Видно, что император ни на мгновение не может забыть, кто он и какое внимание привлекает; он постоянно позирует и, следственно, никогда не бывает естественен, даже когда высказывается со всей откровенностью; лицо его знает три различных выражения, ни одно из которых не назовешь добрым. Чаще всего на лице этом написана суровость. Другое, более редкое, но куда больше идущее к его прекрасным чертам выражение, — торжественность, и, наконец, третье — любезность; два первых выражения вызывают холодное удивление, слегка смягчаемое лишь обаянием императора, о котором мы получаем некоторое понятие, как раз когда он удостаивает нас любезного обращения.
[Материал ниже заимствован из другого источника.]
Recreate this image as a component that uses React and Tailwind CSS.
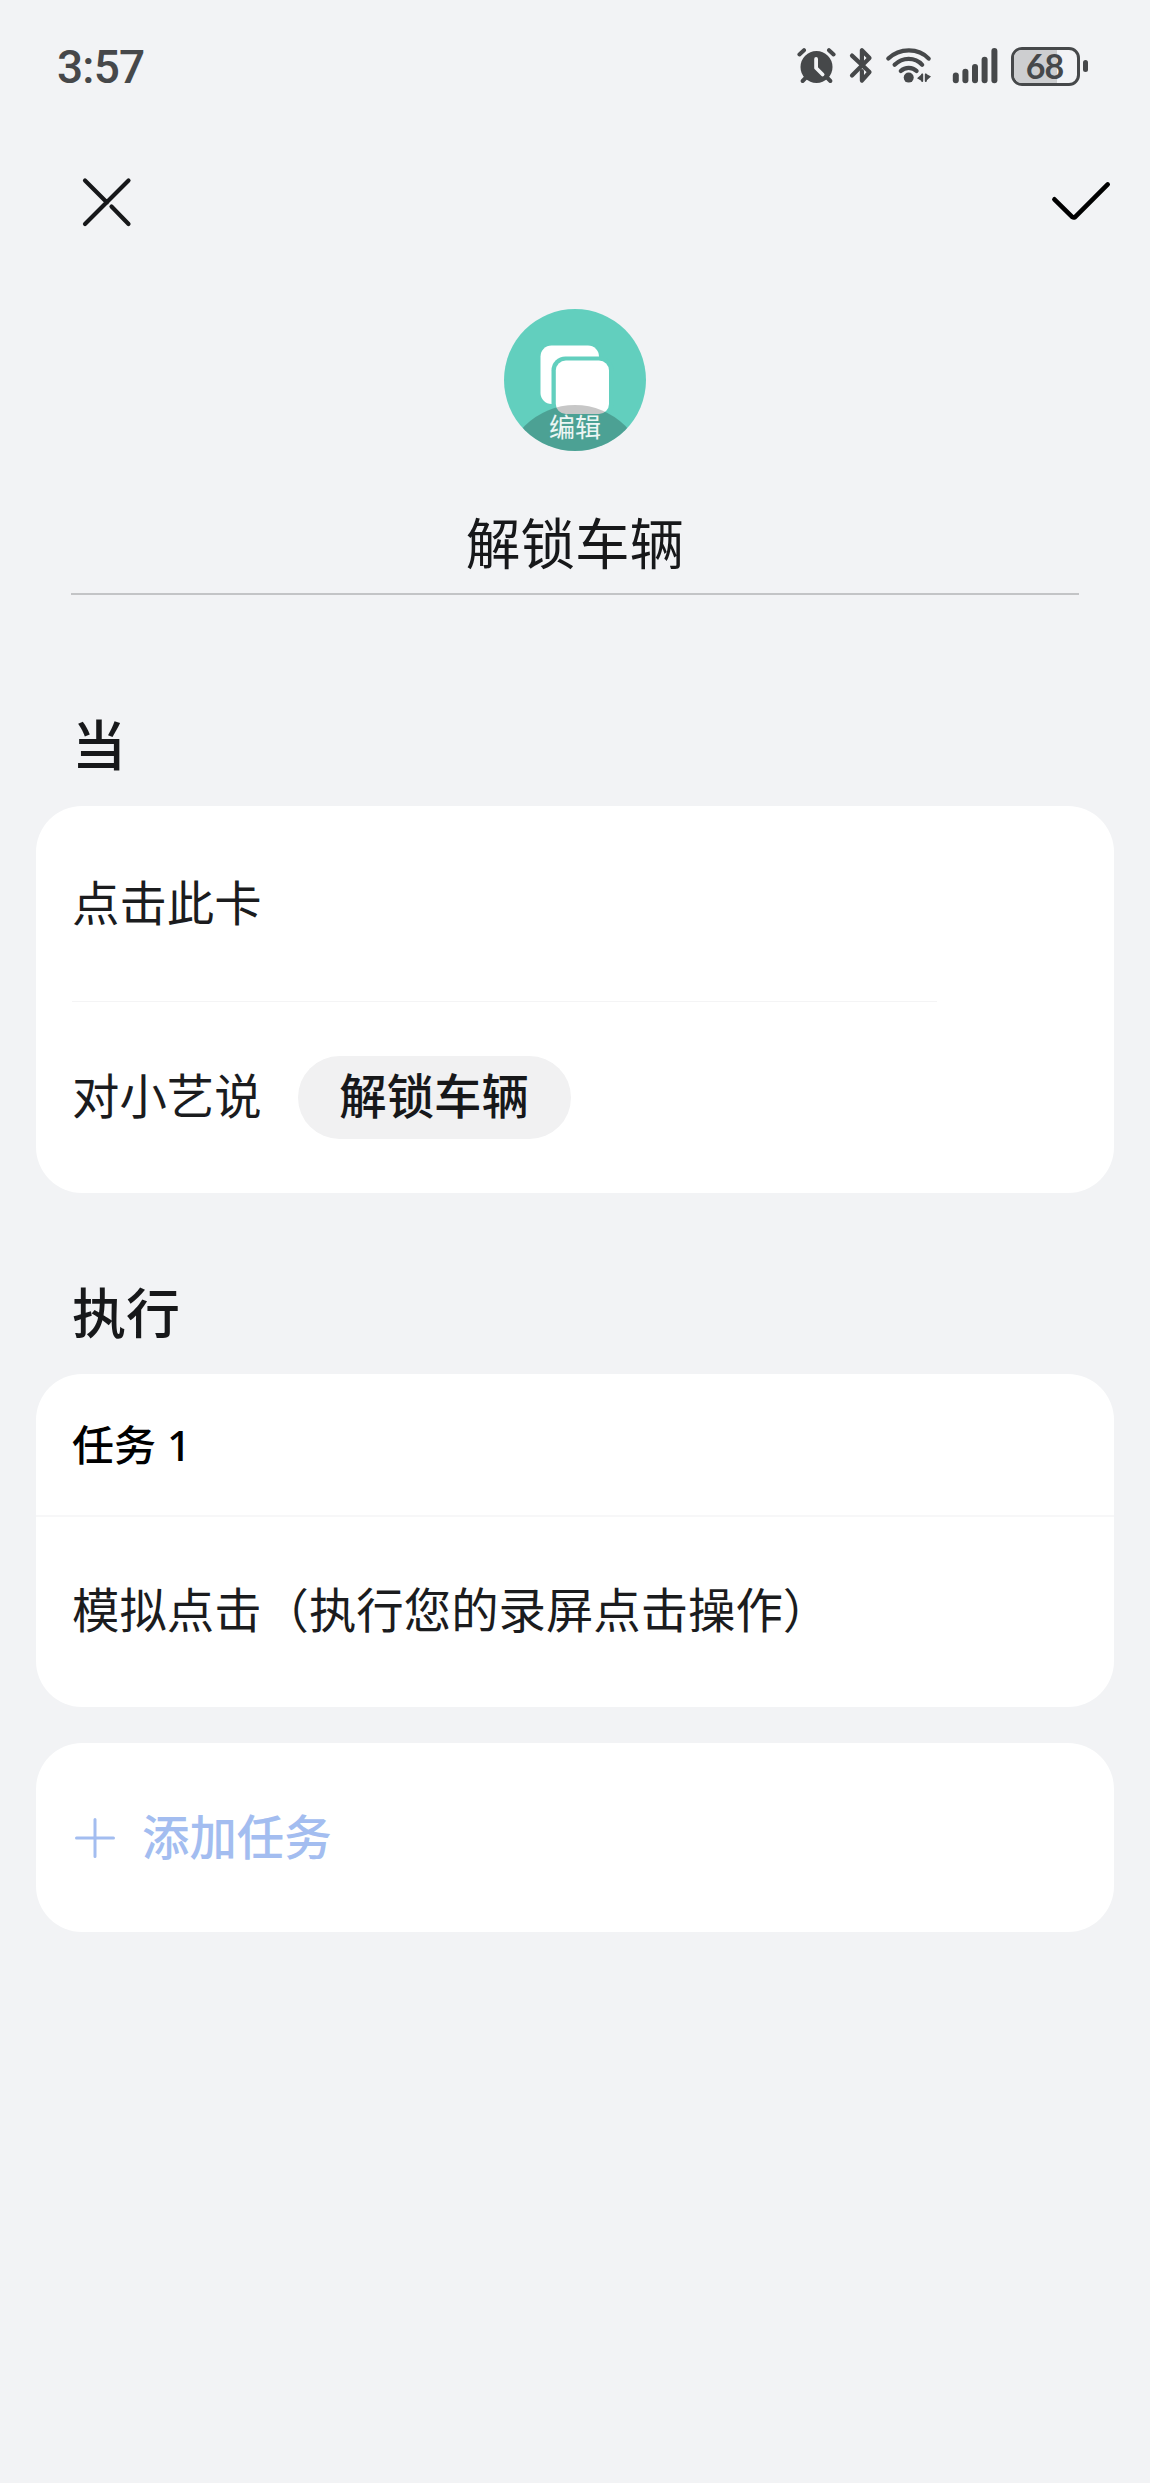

Впрочем, одно обстоятельство все портит: дело в том, что каждое из этих выражений, внезапно покидая лицо императора, исчезает полностью, не оставляя никаких следов. На наших глазах без всякой подготовки происходит смена декораций; кажется, будто самодержец надевает маску, которую в любое мгновение может снять. Поймите меня правильно: слово «маска» я употребляю здесь в том значении, которое диктует этимология. По-гречески лицемерами называли актеров; лицемер был человек, меняющий лики, надевающий маски для того, чтобы играть в комедии. Именно это я и хочу сказать: император всегда играет роль, причем играет с великим мастерством.